Written by Paul Lunde
It is he who made the sun to be a shining glory, and the moon to be a light (of beauty), and measured out stages for her, that ye might know the number of years and the count (of time).
—The Qur’an, Chapter 10 (“Yunus”) Verse 5
The hijri calendar
In 638 ce, six years after the death of the Prophet Muhammad, Islam’s second caliph ‘Umar recognized the necessity of a calendar to govern the affairs of the Muslims. This was first of all a practical matter. Correspondence with military and civilian officials in the newly conquered lands had to be dated. But Persia used a different calendar from Syria, where the caliphate was based; Egypt used yet another. Each of these calendars had a different starting point,
or epoch. The Sasanids, the ruling dynasty of Persia, used June 16, 632 ce, the date of the accession of the last Sasanid monarch, Yazdagird III. Syria, which until the Muslim conquest was part of the Byzantine Empire, used a form of the Roman “Julian” calendar, with an epoch of October 1, 312 BCe. Egypt used the Coptic calendar, with an epoch of August 29, 284 ce. Although all were solar, and hence geared to the seasons and containing 365 days, each also had a different system for periodically adding days to compensate for the fact that the true length of the solar year is not 365 but 365.2422 days.

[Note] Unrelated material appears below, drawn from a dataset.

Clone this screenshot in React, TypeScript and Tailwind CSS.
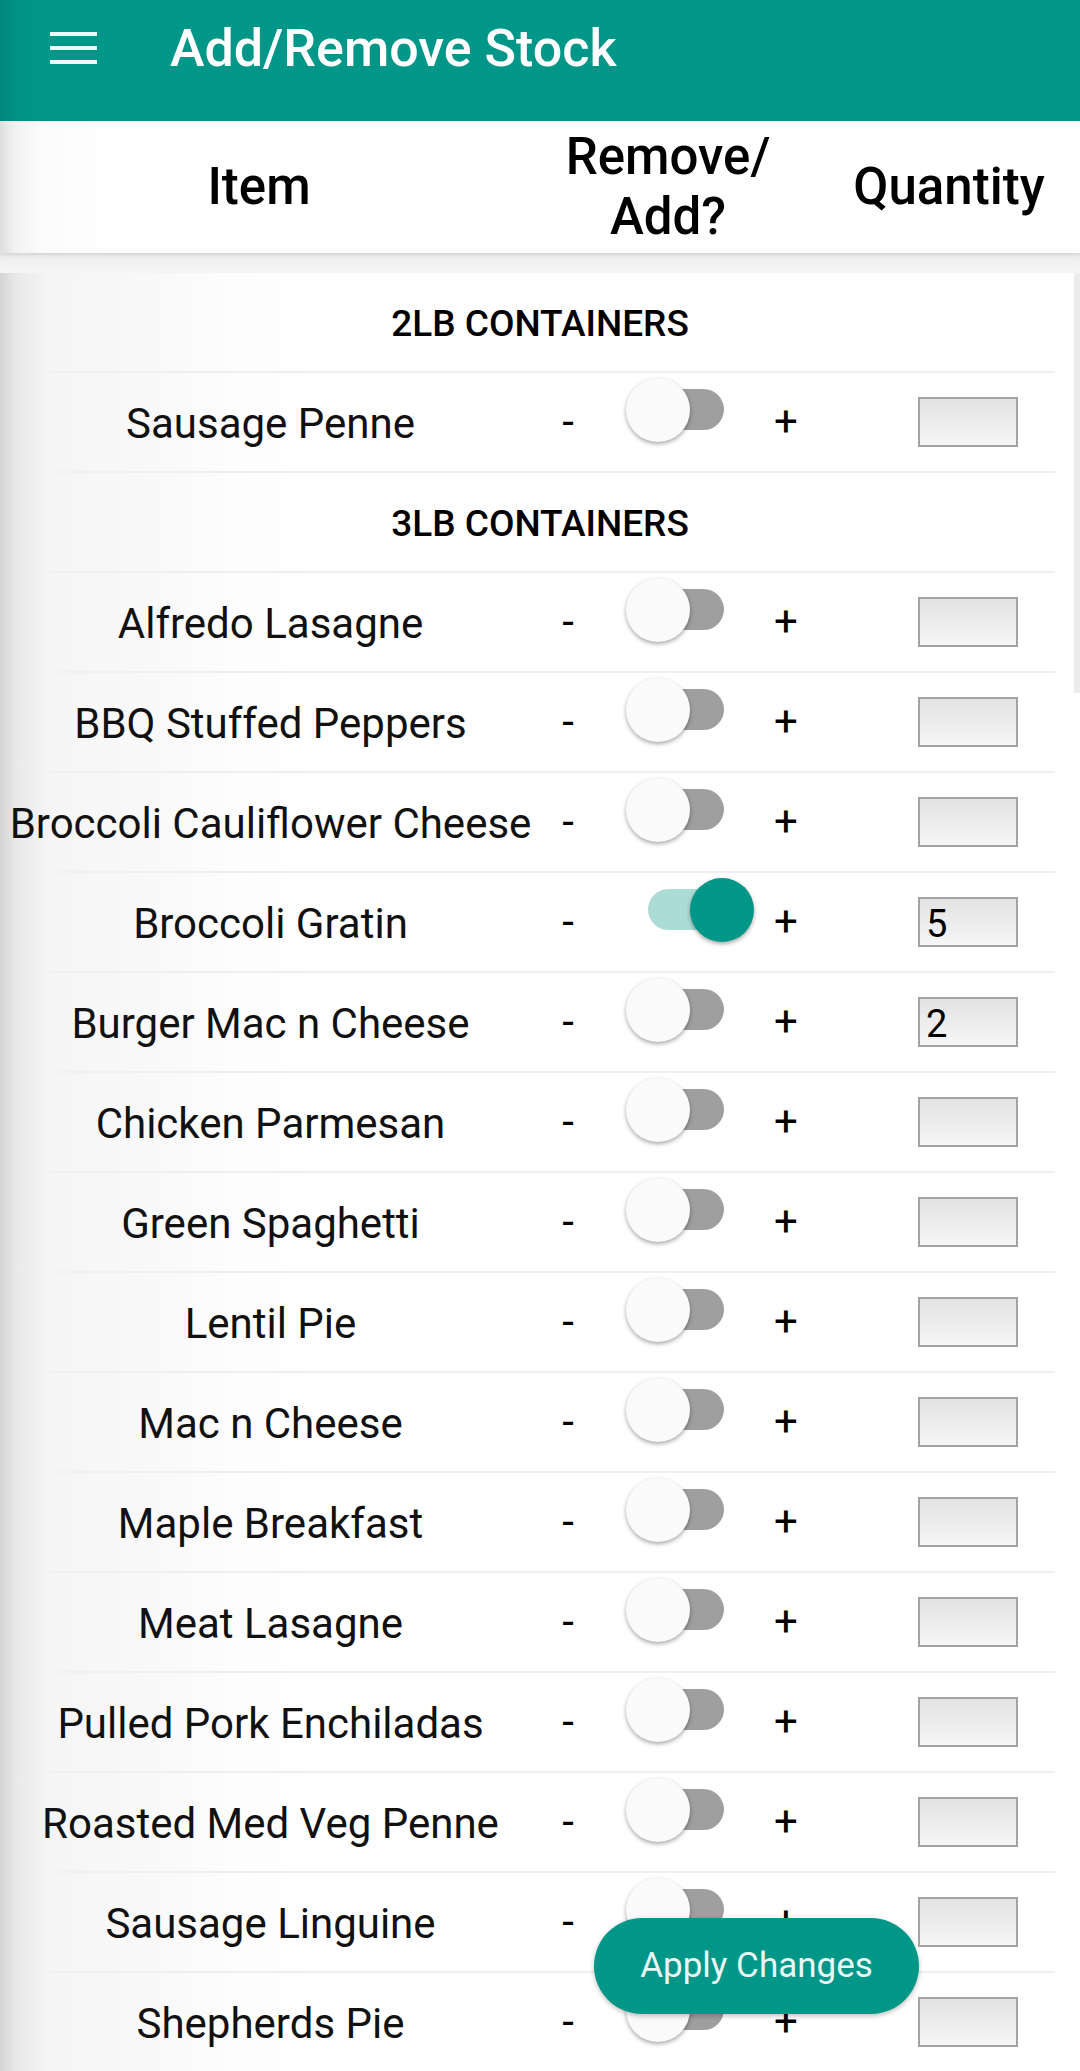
import React from "react";

type Row =
  | { kind: "section"; label: string }
  | { kind: "item"; name: string; on?: boolean; qty?: string };

const rows: Row[] = [
  { kind: "section", label: "2LB CONTAINERS" },
  { kind: "item", name: "Sausage Penne" },
  { kind: "section", label: "3LB CONTAINERS" },
  { kind: "item", name: "Alfredo Lasagne" },
  { kind: "item", name: "BBQ Stuffed Peppers" },
  { kind: "item", name: "Broccoli Cauliflower Cheese" },
  { kind: "item", name: "Broccoli Gratin", on: true, qty: "5" },
  { kind: "item", name: "Burger Mac n Cheese", qty: "2" },
  { kind: "item", name: "Chicken Parmesan" },
  { kind: "item", name: "Green Spaghetti" },
  { kind: "item", name: "Lentil Pie" },
  { kind: "item", name: "Mac n Cheese" },
  { kind: "item", name: "Maple Breakfast" },
  { kind: "item", name: "Meat Lasagne" },
  { kind: "item", name: "Pulled Pork Enchiladas" },
  { kind: "item", name: "Roasted Med Veg Penne" },
  { kind: "item", name: "Sausage Linguine" },
  { kind: "item", name: "Shepherds Pie" },
];

function Toggle({ on }: { on?: boolean }) {
  return (
    <div className="relative w-[128px] h-[64px] mb-[24px] shrink-0">
      <div
        className={
          "absolute left-[22px] top-[11px] w-[76px] h-[41px] rounded-full " +
          (on ? "bg-[#acdcd6]" : "bg-[#9f9f9f]")
        }
      />
      <div
        className={
          "absolute top-0 w-[64px] h-[64px] rounded-full shadow-[0_2px_4px_rgba(0,0,0,0.35)] " +
          (on ? "left-[64px] bg-[#009688]" : "left-0 bg-[#fafafa]")
        }
      />
    </div>
  );
}

function Divider() {
  return (
    <div className="ml-[50px] mr-[25px] h-[2px] bg-[linear-gradient(90deg,rgba(236,236,236,0.4),#efefef_120px,#f0f0f0)]" />
  );
}

export default function App() {
  return (
    <div
      className="relative w-[1080px] h-[2071px] overflow-hidden bg-white text-black"
      style={{ fontFamily: "Roboto, 'Noto Sans', sans-serif" }}
    >
      {/* Toolbar */}
      <div className="h-[121px] bg-[linear-gradient(90deg,#00877b_0px,#009386_18px,#009688_40px)] flex items-start pt-[23px]">
        <div className="ml-[50px] mt-[9px] w-[47px] flex flex-col gap-[10px]">
          <div className="h-[4px] bg-[#eafaf8]" />
          <div className="h-[4px] bg-[#eafaf8]" />
          <div className="h-[4px] bg-[#eafaf8]" />
        </div>
        <div className="ml-[73px] text-[52px] leading-[52px] font-medium text-white whitespace-nowrap">
          Add/Remove Stock
        </div>
      </div>

      {/* Column header */}
      <div className="relative z-10 h-[132px] flex items-center bg-[linear-gradient(90deg,#dedede_0px,#f1f1f1_14px,#fbfbfb_40px,#ffffff_120px)] shadow-[0_2px_3px_rgba(0,0,0,0.10)]">
        <div className="w-[518px] text-center text-[51px] leading-[60px] font-medium">Item</div>
        <div className="w-[300px] text-center text-[51px] leading-[60px] font-medium">
          Remove/
          <br />
          Add?
        </div>
        <div className="w-[262px] text-center text-[51px] leading-[60px] font-medium">Quantity</div>
      </div>

      {/* List */}
      <div className="bg-[linear-gradient(90deg,#d4d4d4_0px,#e9e9e9_16px,#f5f5f5_50px,#f9f9f9_160px,#fdfdfd_240px,#ffffff_320px)]">
        <div className="h-[20px] bg-[linear-gradient(180deg,#ececec,#f5f5f5)]" />
        {rows.map((r, i) =>
          r.kind === "section" ? (
            <div key={i} className="h-[100px] flex flex-col">
              <div className="h-[98px] flex items-center justify-center text-[37px] leading-[37px] font-medium pt-[2px]">
                {r.label}
              </div>
              <Divider />
            </div>
          ) : (
            <div key={i} className="h-[100px] flex flex-col">
              <div className="h-[98px] flex items-center">
                <div className="w-[541px] text-center text-[42px] leading-[42px] whitespace-nowrap pt-[4px] text-[#111]">
                  {r.name}
                </div>
                <div className="w-[54px] text-center text-[42px] leading-[42px] shrink-0">-</div>
                <div className="w-[31px] shrink-0" />
                <Toggle on={r.on} />
                <div className="w-[64px] text-center text-[42px] leading-[42px] shrink-0">+</div>
                <div className="w-[262px] pl-[100px] shrink-0">
                  <div className="w-[100px] h-[50px] border-2 border-[#a3a3a3] bg-[linear-gradient(180deg,#e3e3e3,#f6f6f6)] flex items-center pl-[6px] text-[38px] leading-[38px] pt-[4px]">
                    {r.qty ?? ""}
                  </div>
                </div>
              </div>
              <Divider />
            </div>
          )
        )}
      </div>

      {/* Scroll indicator */}
      <div className="absolute right-0 top-[273px] w-[6px] h-[420px] bg-[#ececec]" />

      {/* Floating button */}
      <div className="absolute left-[594px] top-[1918px] w-[325px] h-[96px] rounded-full bg-[#009688] shadow-[0_2px_5px_rgba(0,0,0,0.25)] flex items-center justify-center text-[35px] text-[#e9f6f4]">
        Apply Changes
      </div>
    </div>
  );
}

In pre-Islamic Arabia, various other systems of measuring time had been used. In South Arabia, some calendars apparently were lunar, while others were lunisolar, using months based on the phases of the moon but intercalating days outside the lunar cycle to synchronize the calendar with the seasons. On the eve of Islam, the Himyarites appear to have used a calendar based on the Julian form, but with an epoch of 110 bce. In central Arabia, the course of the year was charted by the position of the stars relative to the horizon at sunset or sunrise, dividing the ecliptic into 28 equal parts corresponding to the location of the moon on each successive night of the month. The names of the months in that calendar have continued in the Islamic calendar to this day and would seem to indicate that, before Islam, some sort of lunisolar calendar was in use, though it is not known to have had an epoch other than memorable local events.
There were two other reasons ‘Umar rejected existing solar calendars. The Qur’an, in Chapter 10, Verse 5, states that time should be reckoned by the moon. Not only that, calendars used by the Persians, Syrians and Egyptians were identified with other religions and cultures. He therefore decided to create a calendar specifically for the Muslim community. It would be lunar, and it would have 12 months, each with 29 or 30 days.
This gives the lunar year 354 days, 11 days fewer than the solar year. ‘Umar chose as the epoch for the new Muslim calendar the hijrah, the emigration of the Prophet Muhammad and 70 Muslims from Makkah to Madinah, where Muslims first attained religious and political autonomy. The hijrah thus occurred on 1 Muharram 1 according to the Islamic calendar, which was named “hijri” after its epoch. (This date corresponds to July 16, 622 ce on the Gregorian calendar.) Today in the West, it is customary, when writing hijri dates, to use the abbreviation AH, which stands for the Latin anno
hegirae, “year of the hijrah.”
Because the Islamic lunar calendar is 11 days shorter than the solar, it
is therefore not synchronized to the
seasons. Its festivals, which fall on the same days of the same lunar months each year, make the round of the seasons every 33 solar years. This 11-day difference between the lunar and the solar year accounts for the difficulty of converting dates from one system to the other.
The Gregorian calendar
The early calendar of the Roman Empire was lunisolar, containing 355 days divided into 12 months beginning on January 1. To keep it more or less in accord with the actual solar year, a month was added every two years. The system for doing so was complex, and cumulative errors gradually misaligned it with the seasons. By 46 bce, it was some three months out of alignment, and Julius Caesar oversaw its reform. Consulting Greek astronomers in Alexandria, he created a solar calendar in which one day was added to February every fourth year, effectively compensating for the solar year’s length of 365.2422 days. This Julian calendar was used throughout Europe until 1582 ce.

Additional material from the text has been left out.